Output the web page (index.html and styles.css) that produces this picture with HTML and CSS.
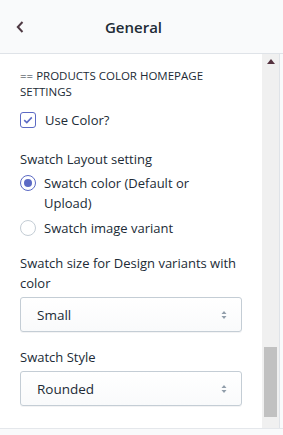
FILE: index.html
```html
<!DOCTYPE html>
<html lang="en">
<head>
  <meta charset="UTF-8">
  <title>General</title>
  <link rel="stylesheet" href="styles.css">
</head>
<body>
  <div class="header">
    <svg class="back" width="8" height="12" viewBox="0 0 8 12"><path d="M6.5 1 L1.8 6 L6.5 11" fill="none" stroke="#4f3a44" stroke-width="2"/></svg>
    <h1>General</h1>
  </div>

  <div class="main">
    <div class="panel">
      <div class="section-title">== PRODUCTS COLOR HOMEPAGE SETTINGS</div>

      <label class="check">
        <span class="box">
          <svg width="10" height="8" viewBox="0 0 10 8"><path d="M1.2 4.2 L3.8 6.6 L8.8 1.4" fill="none" stroke="#5c6ac4" stroke-width="1.6"/></svg>
        </span>
        Use Color?
      </label>

      <div class="field first">
        <div class="label">Swatch Layout setting</div>
        <label class="radio">
          <span class="dot on"></span>
          <span class="text">Swatch color (Default or Upload)</span>
        </label>
        <label class="radio">
          <span class="dot"></span>
          <span class="text">Swatch image variant</span>
        </label>
      </div>

      <div class="field">
        <div class="label">Swatch size for Design variants with color</div>
        <div class="select">
          <span>Small</span>
          <svg width="6" height="10" viewBox="0 0 6 10"><path d="M0.5 4 L3 1 L5.5 4 Z M0.5 6 L3 9 L5.5 6 Z" fill="#919eab"/></svg>
        </div>
      </div>

      <div class="field">
        <div class="label">Swatch Style</div>
        <div class="select">
          <span>Rounded</span>
          <svg width="6" height="10" viewBox="0 0 6 10"><path d="M0.5 4 L3 1 L5.5 4 Z M0.5 6 L3 9 L5.5 6 Z" fill="#919eab"/></svg>
        </div>
      </div>
    </div>

    <div class="scrollbar">
      <svg class="arrow" width="8" height="5" viewBox="0 0 8 5"><path d="M0 5 L4 0 L8 5 Z" fill="#55323f"/></svg>
      <div class="thumb"></div>
    </div>
    <div class="edge"></div>
  </div>
</body>
</html>
```

FILE: styles.css
```css
body {
  margin: 0;
  width: 283px;
  height: 435px;
  overflow: hidden;
  font-family: "Open Sans", "Noto Sans", sans-serif;
  color: #212b36;
  background-color: #f9fafb;
}
.header {
  height: 53px;
  border-bottom: 1px solid #dfe3e8;
  background-color: #f9fafb;
  display: flex;
  align-items: center;
  padding-left: 16px;
}
.header .back {
  flex: none;
}
.header h1 {
  flex: 1;
  margin: 0 0 0 -24px;
  text-align: center;
  font-size: 15px;
  font-weight: 600;
  padding-right: 16px;
}
.main {
  display: flex;
  height: 374px;
  border-bottom: 1px solid #e4e7eb;
}
.panel {
  width: 223px;
  background-color: #fff;
  padding: 14px 20px 0 20px;
  font-size: 13px;
  line-height: 20px;
}
.section-title {
  font-size: 11.5px;
  line-height: 16px;
  text-transform: uppercase;
  margin-bottom: 10px;
}
.check {
  display: flex;
  align-items: center;
  gap: 9px;
}
.box {
  width: 14px;
  height: 14px;
  border: 1px solid #5c6ac4;
  border-radius: 3px;
  display: flex;
  align-items: center;
  justify-content: center;
}
.field {
  margin-top: 15px;
}
.field.first {
  margin-top: 19px;
}
.label {
  margin-bottom: 4px;
}
.radio {
  display: flex;
  align-items: flex-start;
  gap: 8px;
  margin-bottom: 5px;
}
.radio .text {
  max-width: 175px;
}
.dot {
  flex: none;
  width: 14px;
  height: 14px;
  margin-top: 2px;
  border: 1px solid #c4cdd5;
  border-radius: 50%;
  position: relative;
}
.dot.on {
  border-color: #5c6ac4;
}
.dot.on::after {
  content: "";
  position: absolute;
  left: 3px;
  top: 3px;
  width: 8px;
  height: 8px;
  border-radius: 50%;
  background-color: #5c6ac4;
}
.select {
  height: 33px;
  border: 1px solid #c4cdd5;
  border-radius: 3px;
  background: linear-gradient(#fff, #f9fafb);
  box-shadow: 0 1px 0 rgba(22, 29, 37, 0.05);
  display: flex;
  align-items: center;
  justify-content: space-between;
  padding: 0 14px 0 16px;
  font-size: 13.5px;
}
.scrollbar {
  width: 17px;
  background-color: #f0f0f0;
  display: flex;
  flex-direction: column;
  align-items: center;
}
.scrollbar .arrow {
  margin-top: 5px;
}
.thumb {
  width: 13px;
  height: 70px;
  margin-top: 283px;
  background-color: #c1c1c1;
}
.edge {
  width: 3px;
  border-left: 1px solid #dfe3e8;
  background-color: #f9fafb;
}
```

▸ Short task: Reproduce the whole listing above word for word, but not its pictures.

▸ Final result:
Output the web page (index.html and styles.css) that produces this picture with HTML and CSS.
FILE: index.html
```html
<!DOCTYPE html>
<html lang="en">
<head>
  <meta charset="UTF-8">
  <title>General</title>
  <link rel="stylesheet" href="styles.css">
</head>
<body>
  <div class="header">
    <svg class="back" width="8" height="12" viewBox="0 0 8 12"><path d="M6.5 1 L1.8 6 L6.5 11" fill="none" stroke="#4f3a44" stroke-width="2"/></svg>
    <h1>General</h1>
  </div>

  <div class="main">
    <div class="panel">
      <div class="section-title">== PRODUCTS COLOR HOMEPAGE SETTINGS</div>

      <label class="check">
        <span class="box">
          <svg width="10" height="8" viewBox="0 0 10 8"><path d="M1.2 4.2 L3.8 6.6 L8.8 1.4" fill="none" stroke="#5c6ac4" stroke-width="1.6"/></svg>
        </span>
        Use Color?
      </label>

      <div class="field first">
        <div class="label">Swatch Layout setting</div>
        <label class="radio">
          <span class="dot on"></span>
          <span class="text">Swatch color (Default or Upload)</span>
        </label>
        <label class="radio">
          <span class="dot"></span>
          <span class="text">Swatch image variant</span>
        </label>
      </div>

      <div class="field">
        <div class="label">Swatch size for Design variants with color</div>
        <div class="select">
          <span>Small</span>
          <svg width="6" height="10" viewBox="0 0 6 10"><path d="M0.5 4 L3 1 L5.5 4 Z M0.5 6 L3 9 L5.5 6 Z" fill="#919eab"/></svg>
        </div>
      </div>

      <div class="field">
        <div class="label">Swatch Style</div>
        <div class="select">
          <span>Rounded</span>
          <svg width="6" height="10" viewBox="0 0 6 10"><path d="M0.5 4 L3 1 L5.5 4 Z M0.5 6 L3 9 L5.5 6 Z" fill="#919eab"/></svg>
        </div>
      </div>
    </div>

    <div class="scrollbar">
      <svg class="arrow" width="8" height="5" viewBox="0 0 8 5"><path d="M0 5 L4 0 L8 5 Z" fill="#55323f"/></svg>
      <div class="thumb"></div>
    </div>
    <div class="edge"></div>
  </div>
</body>
</html>
```

FILE: styles.css
```css
body {
  margin: 0;
  width: 283px;
  height: 435px;
  overflow: hidden;
  font-family: "Open Sans", "Noto Sans", sans-serif;
  color: #212b36;
  background-color: #f9fafb;
}
.header {
  height: 53px;
  border-bottom: 1px solid #dfe3e8;
  background-color: #f9fafb;
  display: flex;
  align-items: center;
  padding-left: 16px;
}
.header .back {
  flex: none;
}
.header h1 {
  flex: 1;
  margin: 0 0 0 -24px;
  text-align: center;
  font-size: 15px;
  font-weight: 600;
  padding-right: 16px;
}
.main {
  display: flex;
  height: 374px;
  border-bottom: 1px solid #e4e7eb;
}
.panel {
  width: 223px;
  background-color: #fff;
  padding: 14px 20px 0 20px;
  font-size: 13px;
  line-height: 20px;
}
.section-title {
  font-size: 11.5px;
  line-height: 16px;
  text-transform: uppercase;
  margin-bottom: 10px;
}
.check {
  display: flex;
  align-items: center;
  gap: 9px;
}
.box {
  width: 14px;
  height: 14px;
  border: 1px solid #5c6ac4;
  border-radius: 3px;
  display: flex;
  align-items: center;
  justify-content: center;
}
.field {
  margin-top: 15px;
}
.field.first {
  margin-top: 19px;
}
.label {
  margin-bottom: 4px;
}
.radio {
  display: flex;
  align-items: flex-start;
  gap: 8px;
  margin-bottom: 5px;
}
.radio .text {
  max-width: 175px;
}
.dot {
  flex: none;
  width: 14px;
  height: 14px;
  margin-top: 2px;
  border: 1px solid #c4cdd5;
  border-radius: 50%;
  position: relative;
}
.dot.on {
  border-color: #5c6ac4;
}
.dot.on::after {
  content: "";
  position: absolute;
  left: 3px;
  top: 3px;
  width: 8px;
  height: 8px;
  border-radius: 50%;
  background-color: #5c6ac4;
}
.select {
  height: 33px;
  border: 1px solid #c4cdd5;
  border-radius: 3px;
  background: linear-gradient(#fff, #f9fafb);
  box-shadow: 0 1px 0 rgba(22, 29, 37, 0.05);
  display: flex;
  align-items: center;
  justify-content: space-between;
  padding: 0 14px 0 16px;
  font-size: 13.5px;
}
.scrollbar {
  width: 17px;
  background-color: #f0f0f0;
  display: flex;
  flex-direction: column;
  align-items: center;
}
.scrollbar .arrow {
  margin-top: 5px;
}
.thumb {
  width: 13px;
  height: 70px;
  margin-top: 283px;
  background-color: #c1c1c1;
}
.edge {
  width: 3px;
  border-left: 1px solid #dfe3e8;
  background-color: #f9fafb;
}
```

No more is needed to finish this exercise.